Celtic Renewables Ltd
- Industry: Biofuels
- Founded: 25 January 2012
- Founder: Professor Martin Tangney OBE
- Headquarters: Edinburgh, Scotland, United Kingdom
- Key people: Mark Simmers (CEO),
- Products: Biobutanol Acetone Bioethanol High grade animal feed
- Website: www.celtic-renewables.com

= Celtic Renewables =

Scottish sustainable biofuel producer

Celtic Renewables Ltd. is the first company to produce biofuel from the by-products of the scotch whisky industry.

It has been estimated that annually the whisky industry produces 1.6 billion litres of pot ale and 500,000 tonnes of draff which has historically been used for animal feed. Celtic Renewables has utilised these resources and adapted the traditional Weizmann Fermentation process (also known as ABE fermentation) to produce Biobutanol.

Several supply partnerships have been established with local distilleries along with a relationship with Europe’s biotech flagship Bio Base Europe where it has piloted its biofuel production process with a £1 million grant from the Department of Energy and Climate Change (DECC). The company also carries the support of the Scotch Whisky Association and the Scottish Government, where this process is well aligned to both national biofuel and carbon reduction targets.

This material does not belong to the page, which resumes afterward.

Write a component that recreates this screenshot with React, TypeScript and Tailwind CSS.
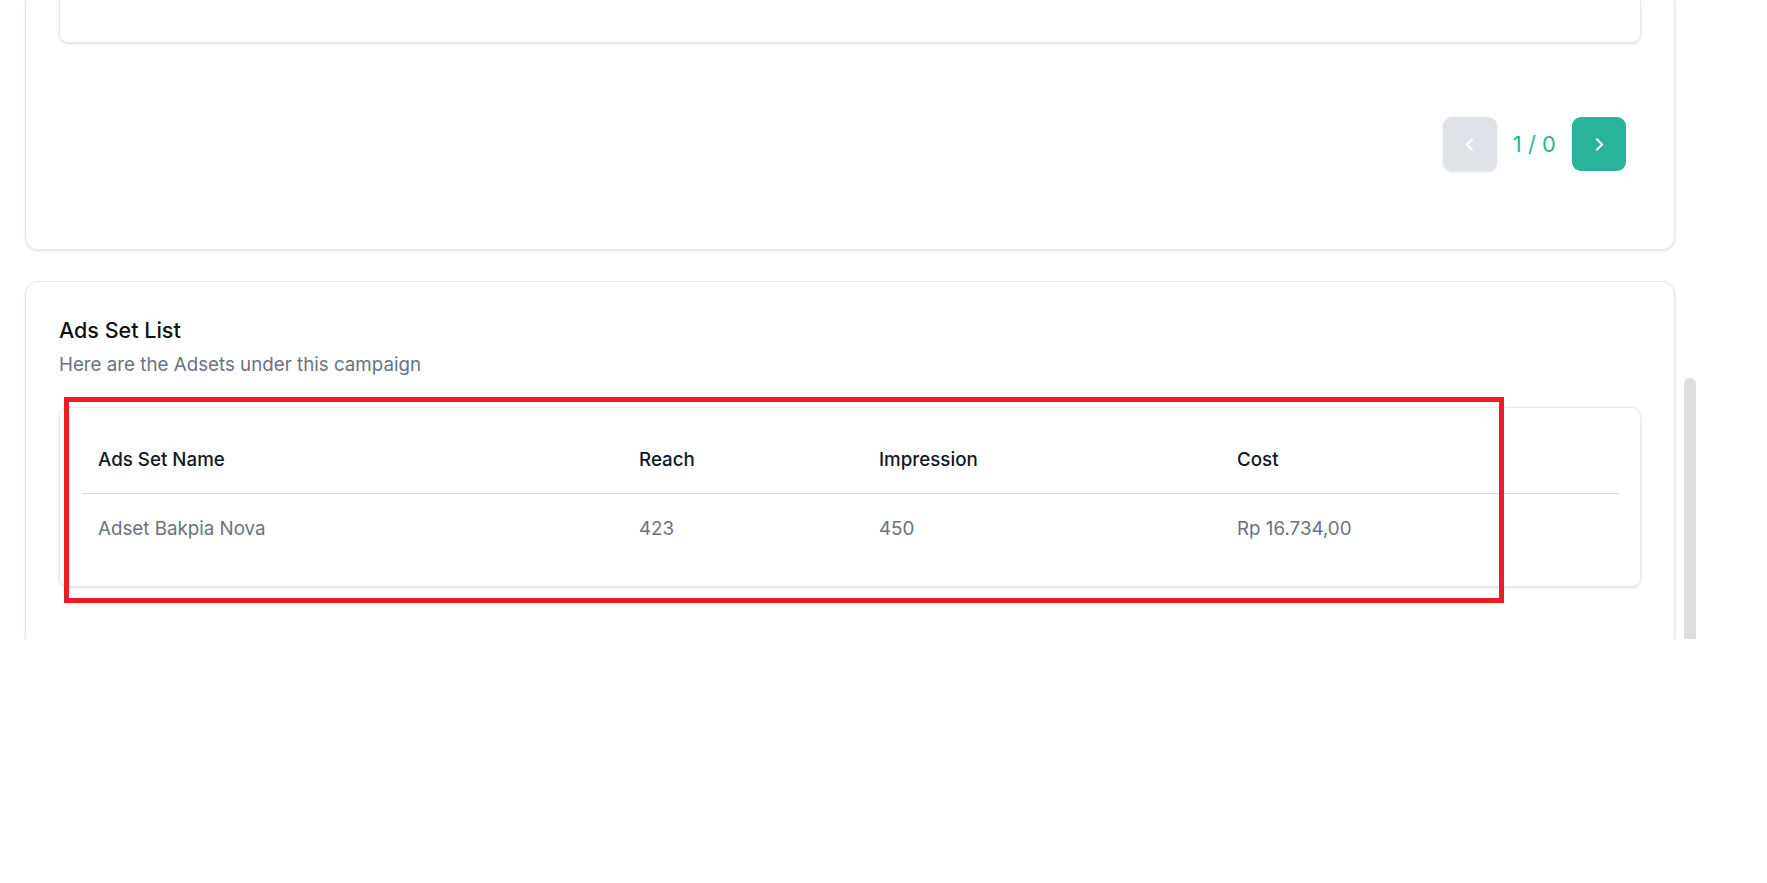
import React from 'react';
import { ChevronLeft, ChevronRight } from 'lucide-react';

interface AdSet {
  name: string;
  reach: number;
  impression: number;
  cost: string;
}

const adSets: AdSet[] = [
  { name: 'Adset Bakpia Nova', reach: 423, impression: 450, cost: 'Rp 16.734,00' }
];

const Pagination: React.FC = () => (
  <div className="flex items-center justify-end pr-[15px]">
    <button className="flex h-[54px] w-[54px] items-center justify-center rounded-[9px] bg-[#dfe2e6] text-white shadow-sm">
      <ChevronLeft size={21} strokeWidth={2.25} />
    </button>
    <span className="mx-[16px] text-[22px] leading-[28px] text-[#2bb39a]">1 / 0</span>
    <button className="flex h-[54px] w-[54px] items-center justify-center rounded-[9px] bg-[#29b399] text-white">
      <ChevronRight size={21} strokeWidth={2.25} />
    </button>
  </div>
);

const AdSetTable: React.FC = () => (
  <div className="mt-[29px] rounded-[9px] border border-[#e7e8eb] p-[22px] shadow-sm">
    <table className="w-full table-fixed border-collapse text-left">
      <thead>
        <tr className="border-b border-[#d7d9dd]">
          <th className="w-[539px] pt-[16px] pb-[19px] pl-[16px] text-[18.75px] leading-[28px] font-medium text-[#111827]">Ads Set Name</th>
          <th className="w-[240px] pt-[16px] pb-[19px] pl-[18px] text-[18.75px] leading-[28px] font-medium text-[#111827]">Reach</th>
          <th className="w-[358px] pt-[16px] pb-[19px] pl-[18px] text-[18.75px] leading-[28px] font-medium text-[#111827]">Impression</th>
          <th className="pt-[16px] pb-[19px] pl-[18px] text-[18.75px] leading-[28px] font-medium text-[#111827]">Cost</th>
        </tr>
      </thead>
      <tbody>
        {adSets.map((row) => (
          <tr key={row.name}>
            <td className="py-[21px] pl-[16px] text-[18.75px] leading-[28px] text-[#6b7280]">{row.name}</td>
            <td className="py-[21px] pl-[18px] text-[18.75px] leading-[28px] text-[#6b7280]">{row.reach}</td>
            <td className="py-[21px] pl-[18px] text-[18.75px] leading-[28px] text-[#6b7280]">{row.impression}</td>
            <td className="py-[21px] pl-[18px] text-[18.75px] leading-[28px] text-[#6b7280]">{row.cost}</td>
          </tr>
        ))}
      </tbody>
    </table>
  </div>
);

export default function App() {
  return (
    <div className="h-[883px] w-[1767px] overflow-hidden bg-white" style={{ fontFamily: 'Inter, "Noto Sans", sans-serif' }}>
      <div className="relative h-[639px] w-[1700px] overflow-hidden">
        <div className="flex w-[1675px] flex-col gap-[31px] pl-[25px]">
          {/* campaign list card, top part scrolled away */}
          <div className="rounded-b-[13px] border border-t-0 border-[#e5e7eb] px-[33px] pb-[78px] shadow-sm">
            <div className="h-[43px] rounded-b-[9px] border border-t-0 border-[#e7e8eb] shadow-sm" />
            <div className="mt-[74px]">
              <Pagination />
            </div>
          </div>

          {/* ads set list */}
          <div className="rounded-[13px] border border-[#e5e7eb] px-[33px] pt-[34px] pb-[80px] shadow-sm">
            <h2 className="text-[21.5px] leading-[28px] font-medium text-[#111111]">Ads Set List</h2>
            <p className="mt-[7px] text-[18.75px] leading-[27px] text-[#6b7280]">Here are the Adsets under this campaign</p>
            <AdSetTable />
          </div>
        </div>

        {/* scrollbar thumb */}
        <div className="absolute left-[1684px] top-[378px] h-[300px] w-[12px] rounded-full bg-[#dedede]" />

        {/* annotation */}
        <div className="pointer-events-none absolute left-[64px] top-[397px] h-[206px] w-[1440px] border-[5px] border-[#ed1c24]" />
      </div>
    </div>
  );
}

The company was granted planning permission for its first scale biorefinery at Caledon Green, in Grangemouth, Scotland in 2020 and completed building in November 2021, there are now plans for a second in Speyside.

==Inception==
Celtic Renewables was created by Professor Martin Tangney OBE, who is also the Director of the Biofuel Research Centre at Edinburgh Napier University. It was launched on 25 January 2012, at the University’s Sighthill Campus by Fergus Ewing, Minister for Energy, Enterprise and Tourism and Lena Wilson, Chief Executive of Scottish Enterprise. Dr. Doug Ward, founder of Argent Energy, was appointed as its inaugural Chairman. Mark Simmers, fellow from The Saltire Foundation, is CEO.